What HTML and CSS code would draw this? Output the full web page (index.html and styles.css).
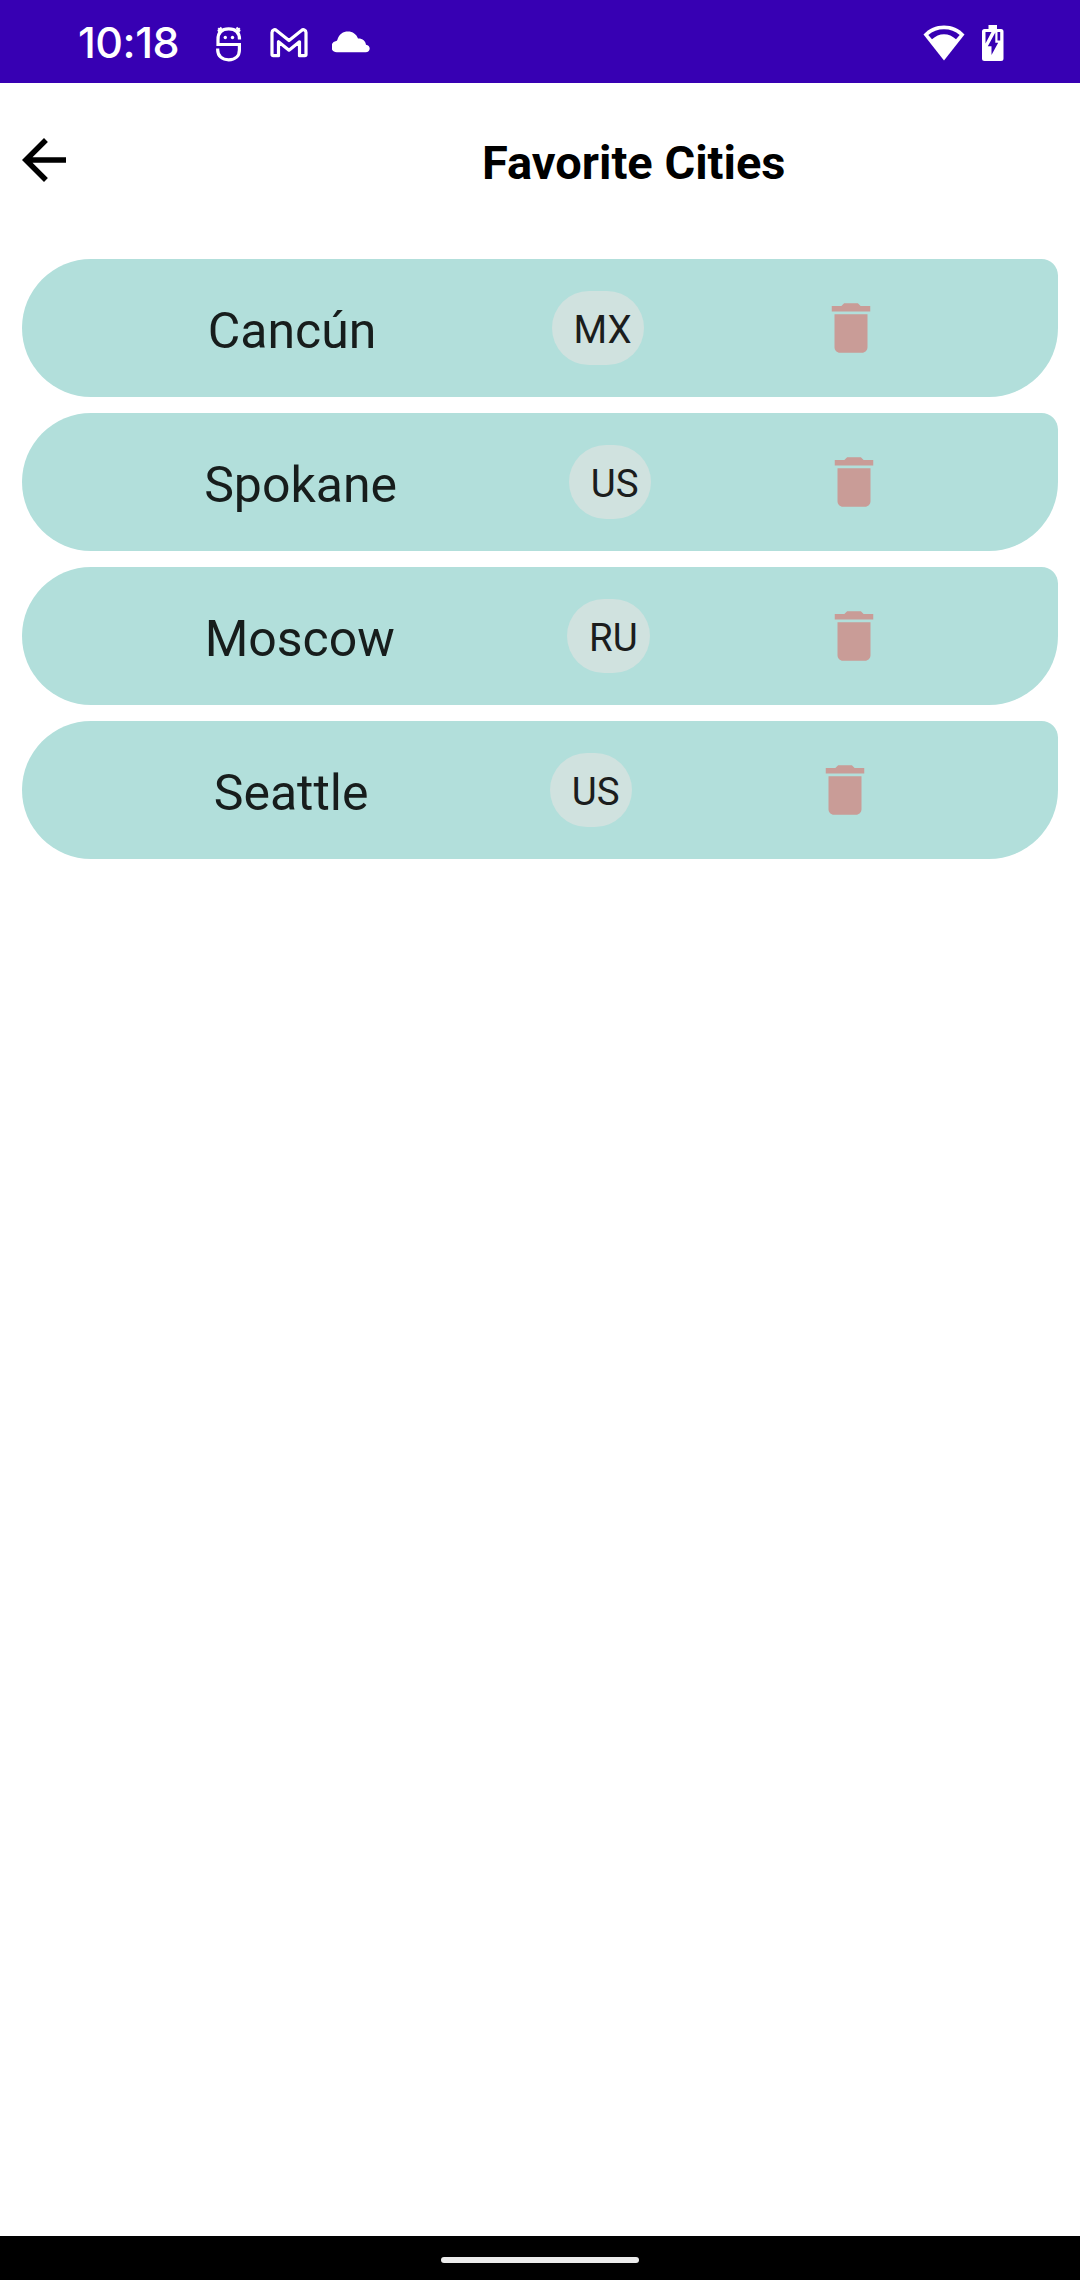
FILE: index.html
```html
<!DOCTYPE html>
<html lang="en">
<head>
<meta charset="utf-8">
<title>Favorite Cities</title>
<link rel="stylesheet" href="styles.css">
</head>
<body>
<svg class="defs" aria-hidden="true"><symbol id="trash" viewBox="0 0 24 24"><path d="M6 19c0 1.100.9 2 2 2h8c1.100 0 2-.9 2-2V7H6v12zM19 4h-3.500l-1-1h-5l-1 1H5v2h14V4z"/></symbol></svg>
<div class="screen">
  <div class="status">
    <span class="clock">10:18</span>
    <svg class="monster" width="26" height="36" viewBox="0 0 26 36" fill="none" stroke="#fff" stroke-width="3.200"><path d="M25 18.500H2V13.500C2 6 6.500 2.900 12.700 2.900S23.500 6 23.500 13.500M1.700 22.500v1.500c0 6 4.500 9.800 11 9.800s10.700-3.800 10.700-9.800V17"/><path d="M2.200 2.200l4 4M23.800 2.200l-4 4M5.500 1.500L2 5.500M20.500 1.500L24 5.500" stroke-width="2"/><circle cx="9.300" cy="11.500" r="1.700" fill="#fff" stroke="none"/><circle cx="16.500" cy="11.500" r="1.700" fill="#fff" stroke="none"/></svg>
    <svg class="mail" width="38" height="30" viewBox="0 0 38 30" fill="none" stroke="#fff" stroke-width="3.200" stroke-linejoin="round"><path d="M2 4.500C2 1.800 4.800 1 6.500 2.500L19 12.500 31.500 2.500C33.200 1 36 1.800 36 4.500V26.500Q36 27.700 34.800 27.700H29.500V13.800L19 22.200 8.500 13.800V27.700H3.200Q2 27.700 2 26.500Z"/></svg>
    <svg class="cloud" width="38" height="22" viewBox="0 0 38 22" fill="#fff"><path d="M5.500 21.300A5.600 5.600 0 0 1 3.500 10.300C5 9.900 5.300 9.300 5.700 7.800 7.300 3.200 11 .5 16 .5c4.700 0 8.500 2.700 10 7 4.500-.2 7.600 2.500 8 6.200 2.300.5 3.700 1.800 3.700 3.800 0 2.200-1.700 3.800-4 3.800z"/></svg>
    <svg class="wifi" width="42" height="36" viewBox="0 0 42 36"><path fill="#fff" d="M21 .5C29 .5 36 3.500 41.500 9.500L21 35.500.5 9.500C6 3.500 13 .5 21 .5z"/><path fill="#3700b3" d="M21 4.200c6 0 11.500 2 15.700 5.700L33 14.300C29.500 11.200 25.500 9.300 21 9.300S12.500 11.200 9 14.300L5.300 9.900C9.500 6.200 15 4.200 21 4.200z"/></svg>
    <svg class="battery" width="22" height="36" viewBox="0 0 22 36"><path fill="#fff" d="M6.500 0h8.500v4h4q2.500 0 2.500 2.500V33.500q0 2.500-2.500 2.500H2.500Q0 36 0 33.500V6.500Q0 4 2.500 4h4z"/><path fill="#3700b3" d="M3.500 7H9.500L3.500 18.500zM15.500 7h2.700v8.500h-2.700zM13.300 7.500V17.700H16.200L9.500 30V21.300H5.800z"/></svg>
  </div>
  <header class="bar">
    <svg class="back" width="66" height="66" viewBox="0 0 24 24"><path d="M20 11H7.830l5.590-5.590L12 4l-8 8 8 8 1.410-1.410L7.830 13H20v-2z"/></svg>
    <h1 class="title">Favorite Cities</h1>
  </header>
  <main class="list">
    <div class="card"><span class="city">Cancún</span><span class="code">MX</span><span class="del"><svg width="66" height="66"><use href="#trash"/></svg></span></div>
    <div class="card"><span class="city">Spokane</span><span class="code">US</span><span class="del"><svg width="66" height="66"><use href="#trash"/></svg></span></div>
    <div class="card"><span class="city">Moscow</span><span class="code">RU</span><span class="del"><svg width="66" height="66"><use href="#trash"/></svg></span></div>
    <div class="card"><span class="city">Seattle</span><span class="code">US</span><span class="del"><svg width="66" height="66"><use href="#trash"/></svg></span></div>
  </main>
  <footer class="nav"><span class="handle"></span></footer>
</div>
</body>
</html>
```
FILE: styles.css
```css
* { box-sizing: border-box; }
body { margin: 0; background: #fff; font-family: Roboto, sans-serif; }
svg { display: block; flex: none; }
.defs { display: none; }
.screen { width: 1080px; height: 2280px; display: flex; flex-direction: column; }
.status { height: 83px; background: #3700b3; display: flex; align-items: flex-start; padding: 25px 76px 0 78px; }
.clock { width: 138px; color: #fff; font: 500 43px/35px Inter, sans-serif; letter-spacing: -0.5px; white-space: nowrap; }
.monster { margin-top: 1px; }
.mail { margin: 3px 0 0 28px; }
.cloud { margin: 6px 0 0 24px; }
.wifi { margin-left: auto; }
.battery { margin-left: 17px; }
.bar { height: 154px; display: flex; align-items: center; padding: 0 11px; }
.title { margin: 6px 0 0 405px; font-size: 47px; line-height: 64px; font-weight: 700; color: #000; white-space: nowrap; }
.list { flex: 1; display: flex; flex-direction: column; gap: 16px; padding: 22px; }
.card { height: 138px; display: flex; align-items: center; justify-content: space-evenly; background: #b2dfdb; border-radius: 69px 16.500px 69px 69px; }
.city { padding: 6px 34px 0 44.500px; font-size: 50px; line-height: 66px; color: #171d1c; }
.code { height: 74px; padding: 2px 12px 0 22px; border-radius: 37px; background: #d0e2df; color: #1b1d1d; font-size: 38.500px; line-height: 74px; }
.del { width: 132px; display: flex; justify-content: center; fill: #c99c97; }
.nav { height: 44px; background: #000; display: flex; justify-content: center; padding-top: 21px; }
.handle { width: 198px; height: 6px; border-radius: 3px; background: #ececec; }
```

- _Problem statement_
Without the pictures, repeat the listing above exactly.

- _Written solution_
What HTML and CSS code would draw this? Output the full web page (index.html and styles.css).
FILE: index.html
```html
<!DOCTYPE html>
<html lang="en">
<head>
<meta charset="utf-8">
<title>Favorite Cities</title>
<link rel="stylesheet" href="styles.css">
</head>
<body>
<svg class="defs" aria-hidden="true"><symbol id="trash" viewBox="0 0 24 24"><path d="M6 19c0 1.100.9 2 2 2h8c1.100 0 2-.9 2-2V7H6v12zM19 4h-3.500l-1-1h-5l-1 1H5v2h14V4z"/></symbol></svg>
<div class="screen">
  <div class="status">
    <span class="clock">10:18</span>
    <svg class="monster" width="26" height="36" viewBox="0 0 26 36" fill="none" stroke="#fff" stroke-width="3.200"><path d="M25 18.500H2V13.500C2 6 6.500 2.900 12.700 2.900S23.500 6 23.500 13.500M1.700 22.500v1.500c0 6 4.500 9.800 11 9.800s10.700-3.800 10.700-9.800V17"/><path d="M2.200 2.200l4 4M23.800 2.200l-4 4M5.500 1.500L2 5.500M20.500 1.500L24 5.500" stroke-width="2"/><circle cx="9.300" cy="11.500" r="1.700" fill="#fff" stroke="none"/><circle cx="16.500" cy="11.500" r="1.700" fill="#fff" stroke="none"/></svg>
    <svg class="mail" width="38" height="30" viewBox="0 0 38 30" fill="none" stroke="#fff" stroke-width="3.200" stroke-linejoin="round"><path d="M2 4.500C2 1.800 4.800 1 6.500 2.500L19 12.500 31.500 2.500C33.200 1 36 1.800 36 4.500V26.500Q36 27.700 34.800 27.700H29.500V13.800L19 22.200 8.500 13.800V27.700H3.200Q2 27.700 2 26.500Z"/></svg>
    <svg class="cloud" width="38" height="22" viewBox="0 0 38 22" fill="#fff"><path d="M5.500 21.300A5.600 5.600 0 0 1 3.500 10.300C5 9.900 5.300 9.300 5.700 7.800 7.300 3.200 11 .5 16 .5c4.700 0 8.500 2.700 10 7 4.500-.2 7.600 2.500 8 6.200 2.300.5 3.700 1.800 3.700 3.800 0 2.200-1.700 3.800-4 3.800z"/></svg>
    <svg class="wifi" width="42" height="36" viewBox="0 0 42 36"><path fill="#fff" d="M21 .5C29 .5 36 3.500 41.500 9.500L21 35.500.5 9.500C6 3.500 13 .5 21 .5z"/><path fill="#3700b3" d="M21 4.200c6 0 11.500 2 15.700 5.700L33 14.300C29.500 11.200 25.500 9.300 21 9.300S12.500 11.200 9 14.300L5.300 9.900C9.500 6.200 15 4.200 21 4.200z"/></svg>
    <svg class="battery" width="22" height="36" viewBox="0 0 22 36"><path fill="#fff" d="M6.500 0h8.500v4h4q2.500 0 2.500 2.500V33.500q0 2.500-2.500 2.500H2.500Q0 36 0 33.500V6.500Q0 4 2.500 4h4z"/><path fill="#3700b3" d="M3.500 7H9.500L3.500 18.500zM15.500 7h2.700v8.500h-2.700zM13.300 7.500V17.700H16.200L9.500 30V21.300H5.800z"/></svg>
  </div>
  <header class="bar">
    <svg class="back" width="66" height="66" viewBox="0 0 24 24"><path d="M20 11H7.830l5.590-5.590L12 4l-8 8 8 8 1.410-1.410L7.830 13H20v-2z"/></svg>
    <h1 class="title">Favorite Cities</h1>
  </header>
  <main class="list">
    <div class="card"><span class="city">Cancún</span><span class="code">MX</span><span class="del"><svg width="66" height="66"><use href="#trash"/></svg></span></div>
    <div class="card"><span class="city">Spokane</span><span class="code">US</span><span class="del"><svg width="66" height="66"><use href="#trash"/></svg></span></div>
    <div class="card"><span class="city">Moscow</span><span class="code">RU</span><span class="del"><svg width="66" height="66"><use href="#trash"/></svg></span></div>
    <div class="card"><span class="city">Seattle</span><span class="code">US</span><span class="del"><svg width="66" height="66"><use href="#trash"/></svg></span></div>
  </main>
  <footer class="nav"><span class="handle"></span></footer>
</div>
</body>
</html>
```
FILE: styles.css
```css
* { box-sizing: border-box; }
body { margin: 0; background: #fff; font-family: Roboto, sans-serif; }
svg { display: block; flex: none; }
.defs { display: none; }
.screen { width: 1080px; height: 2280px; display: flex; flex-direction: column; }
.status { height: 83px; background: #3700b3; display: flex; align-items: flex-start; padding: 25px 76px 0 78px; }
.clock { width: 138px; color: #fff; font: 500 43px/35px Inter, sans-serif; letter-spacing: -0.5px; white-space: nowrap; }
.monster { margin-top: 1px; }
.mail { margin: 3px 0 0 28px; }
.cloud { margin: 6px 0 0 24px; }
.wifi { margin-left: auto; }
.battery { margin-left: 17px; }
.bar { height: 154px; display: flex; align-items: center; padding: 0 11px; }
.title { margin: 6px 0 0 405px; font-size: 47px; line-height: 64px; font-weight: 700; color: #000; white-space: nowrap; }
.list { flex: 1; display: flex; flex-direction: column; gap: 16px; padding: 22px; }
.card { height: 138px; display: flex; align-items: center; justify-content: space-evenly; background: #b2dfdb; border-radius: 69px 16.500px 69px 69px; }
.city { padding: 6px 34px 0 44.500px; font-size: 50px; line-height: 66px; color: #171d1c; }
.code { height: 74px; padding: 2px 12px 0 22px; border-radius: 37px; background: #d0e2df; color: #1b1d1d; font-size: 38.500px; line-height: 74px; }
.del { width: 132px; display: flex; justify-content: center; fill: #c99c97; }
.nav { height: 44px; background: #000; display: flex; justify-content: center; padding-top: 21px; }
.handle { width: 198px; height: 6px; border-radius: 3px; background: #ececec; }
```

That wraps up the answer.